By the age of 80, Sir Isaac Newton was grappling with significant digestive issues, which necessitated a considerable alteration to his diet and mobility.

In March 1727, Newton suffered a severe abdominal pain and subsequently lost consciousness. He remained in an unconscious state until his death on March 31, 1727, at the age of 84.

## Legacy

Isaac Newton’s legacy continued to flourish well beyond his death, with many of his contemporaries hailing him as perhaps the greatest genius of all time. While this accolade may be somewhat hyperbolic, the profound impact of his discoveries on Western intellectual history is undeniable, drawing comparisons to towering figures such as Plato, Aristotle, and Galileo. Despite the numerous advancements made during the Scientific Revolution, Newton’s formulation of universal gravitation stood uniquely influential, with no contemporary scientific theories offering a comparable framework.

It is important to note that Newton’s theories were not without their limitations. The 20th century saw Albert Einstein revolutionize our understanding of the cosmos, challenging Newton’s principles by demonstrating that space, time, and motion are relative rather than absolute, and revealing a universe far more complex than Newton had envisioned.

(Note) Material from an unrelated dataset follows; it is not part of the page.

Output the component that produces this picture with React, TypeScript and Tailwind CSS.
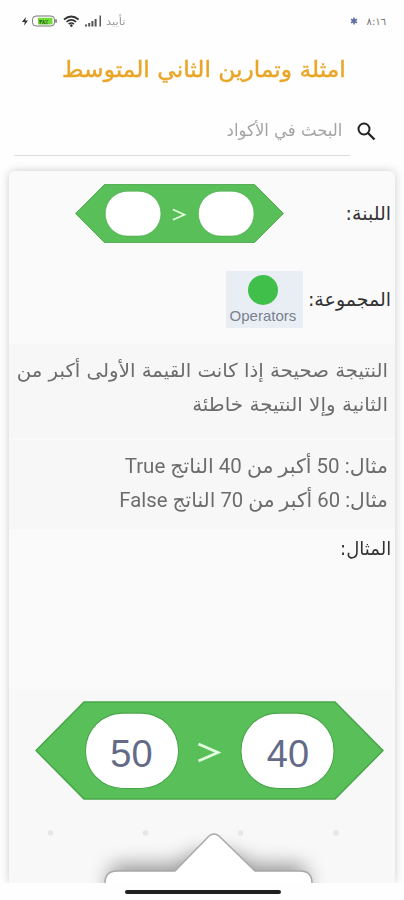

Reflecting on his achievements in later years, Newton displayed remarkable humility. When asked to assess his work, he famously remarked, “I do not know what I may appear to the world; but to myself I seem to have been only like a boy playing on the seashore, and diverting myself now and then in finding a smoother pebble or prettier shell than ordinary, while the great ocean of truth lay all undiscovered before me.” This perspective underscores the ongoing quest for knowledge that characterizes the spirit of scientific inquiry.